Friday, October 9, 2009

Sexual Anorexia

Sexual Anorexia
By
Paul L. Hokemeyer, JD, PhD(c)
Addictions Specialist
Licensed Marriage and Family Therapist

I was recently discussing the concept of sexual anorexia with a colleague. He was confused by the topic and couldn’t find much information that clarified the issue for him. Apparently, one of his patients thought it might be something that affected her. After hearing a bit more about the woman- and that she was also struggling with a prescription drug addiction, I suspected his patient was right.
In my experience as an Addictions Specialist, I see how connected sexual issues are to a person’s and a family’s recovery.
We all know that men and women who are survivors of sexual abuse and trauma are much more likely to develop substance abuse problems than people who have not had negative sexual experiences. In addition, sexual identity issues are claimed as one of the primary reasons many people abuse alcohol and drugs. Essentially, when a person has a traumatic sexual past or troubling sexual present they use drugs, alcohol, other substances- and other methods- to manage these unpleasant emotions.
Sexual anorexia is one of the methods people use to manage the troubling emotions that plague their lives. It refers to the situation where a person closes the door on his or her sexual life to manage their unacceptable feelings. For these people, controlling their sexuality gives them a sense of ownership over their emotions.
And just like other addictions for a while this method of coping seems to work. When faced with a stressful or chaotic feeling, these people gain a sense of control and autonomy over their lives. But again, like in other addictions, this method of coping extracts a dire price.
Human sexuality is a human drive. It has an organic and biological function.
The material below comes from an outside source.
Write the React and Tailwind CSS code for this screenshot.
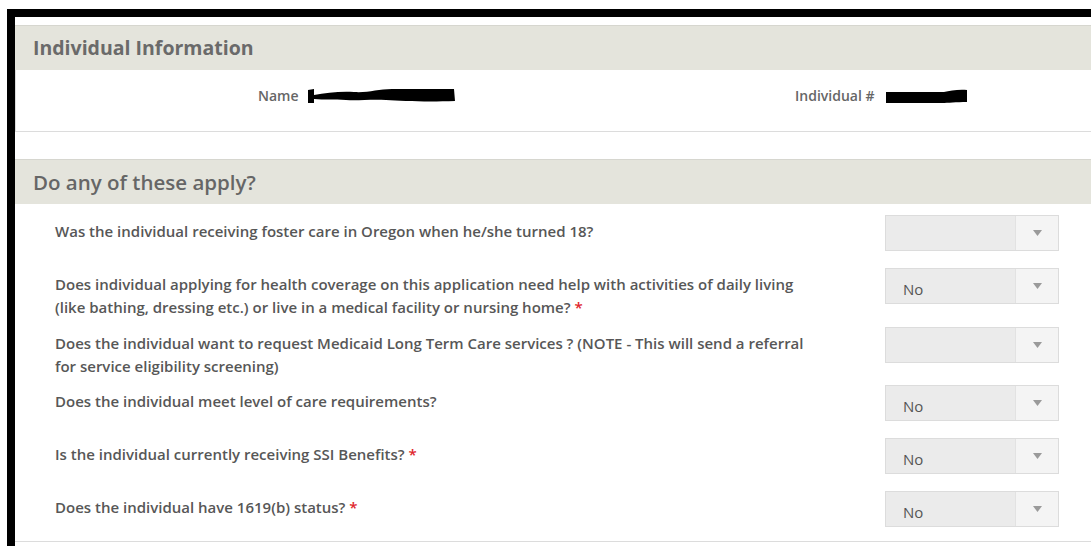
import React from "react";

const questions = [
  {
    text: "Was the individual receiving foster care in Oregon when he/she turned 18?",
    value: "",
    required: false,
    row: "h-[53px]",
  },
  {
    text: "Does individual applying for health coverage on this application need help with activities of daily living (like bathing, dressing etc.) or live in a medical facility or nursing home?",
    value: "No",
    required: true,
    row: "h-[59px]",
  },
  {
    text: "Does the individual want to request Medicaid Long Term Care services ? (NOTE - This will send a referral for service eligibility screening)",
    value: "",
    required: false,
    row: "h-[58px]",
  },
  {
    text: "Does the individual meet level of care requirements?",
    value: "No",
    required: false,
    row: "h-[53px]",
  },
  {
    text: "Is the individual currently receiving SSI Benefits?",
    value: "No",
    required: true,
    row: "h-[53px]",
  },
  {
    text: "Does the individual have 1619(b) status?",
    value: "No",
    required: true,
    row: "h-[50px]",
  },
];

function Select({ value }) {
  return (
    <div className="flex h-[36px] w-[174px] shrink-0 border border-[#dcdcdc] bg-[#ebebeb]">
      <div className="flex flex-1 items-center pl-[17px] pt-[6px] text-[15px] text-[#555] font-['Open_Sans',sans-serif]">
        {value}
      </div>
      <div className="flex w-[43px] items-center justify-center border-l border-[#e2e2e2] bg-[#f4f4f4]">
        <svg width="9" height="6" viewBox="0 0 9 6">
          <path d="M0 0 H9 L4.5 6 Z" fill="#9a9a9a" />
        </svg>
      </div>
    </div>
  );
}

function Redacted({ kind }) {
  if (kind === "name") {
    return (
      <svg width="150" height="18" viewBox="0 0 150 18" className="block">
        <path
          d="M2 3 L8 2 L8 8 C20 6 34 4 48 5 C62 6 72 2 86 2 L148 2 L149 14 C120 15 96 14 80 13 C64 12 52 14 40 13 C28 12 18 13 8 12 L8 16 L2 16 Z"
          fill="#000"
        />
      </svg>
    );
  }
  return (
    <svg width="82" height="15" viewBox="0 0 82 15" className="block">
      <path d="M0 3 L58 3 C64 2 72 0 81 1 L81 13 C70 13 62 14 56 14 L0 14 Z" fill="#000" />
    </svg>
  );
}

export default function App() {
  return (
    <div className="h-[546px] w-[1091px] overflow-hidden bg-white pl-[7px] pt-[9px] font-['Open_Sans',sans-serif]">
      <div className="h-full border-l-[8px] border-t-[8px] border-black pt-[8px]">
        {/* Individual Information */}
        <div className="flex h-[45px] items-center border-t border-[#d6d6cf] bg-[#e4e4dc] pl-[18px] text-[19.5px] font-bold text-[#6a6a6a]">
          Individual Information
        </div>
        <div className="flex h-[62px] items-start border-b border-l border-[#dcdcdc] pl-[242px] pt-[16px] text-[14px] font-semibold leading-[20px] text-[#666]">
          <div className="flex h-[20px] w-[537px] items-center gap-[7px]">
            <span>Name</span>
            <Redacted kind="name" />
          </div>
          <div className="flex h-[20px] items-center gap-[12px]">
            <span>Individual #</span>
            <Redacted kind="id" />
          </div>
        </div>

        <div className="h-[27px]" />

        {/* Do any of these apply? */}
        <div className="flex h-[45px] items-center border-t border-[#d6d6cf] bg-[#e4e4dc] pl-[18px] text-[20.5px] font-semibold text-[#666]">
          Do any of these apply?
        </div>
        <div className="border-b border-[#dcdcdc] pt-[11px]">
          {questions.map((q, i) => (
            <div key={i} className={`flex items-start ${q.row}`}>
              <div className="w-[870px] shrink-0 pl-[40px] pt-[5px] text-[15px] font-semibold leading-[23px] text-[#575757]">
                <div className="w-[755px]">
                  {q.text}
                  {q.required && <span className="text-[#e0242b]"> *</span>}
                </div>
              </div>
              <Select value={q.value} />
            </div>
          ))}
        </div>
      </div>
    </div>
  );
}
To deny our selves sex is akin to denying our selves food and air. The challenge of course, is learning how to express our sexuality in a healthy and affirming manner.
Here, there is no one standard solution. Different approaches will work for different people. The key is to create a frame that is safe, contained and objectively measured. A good example of such a frame is to come up with a strategic plan that outlines the steps that will be taken to engage in nurturing and safe intimate encounters. This can be created in combination with a supportive friend, physician or therapist.
Remember, it’s important to create this plan in relationship with someone else. Destructive patterns of behavior thrive in isolation. They heal in honest and healthy relationships with others.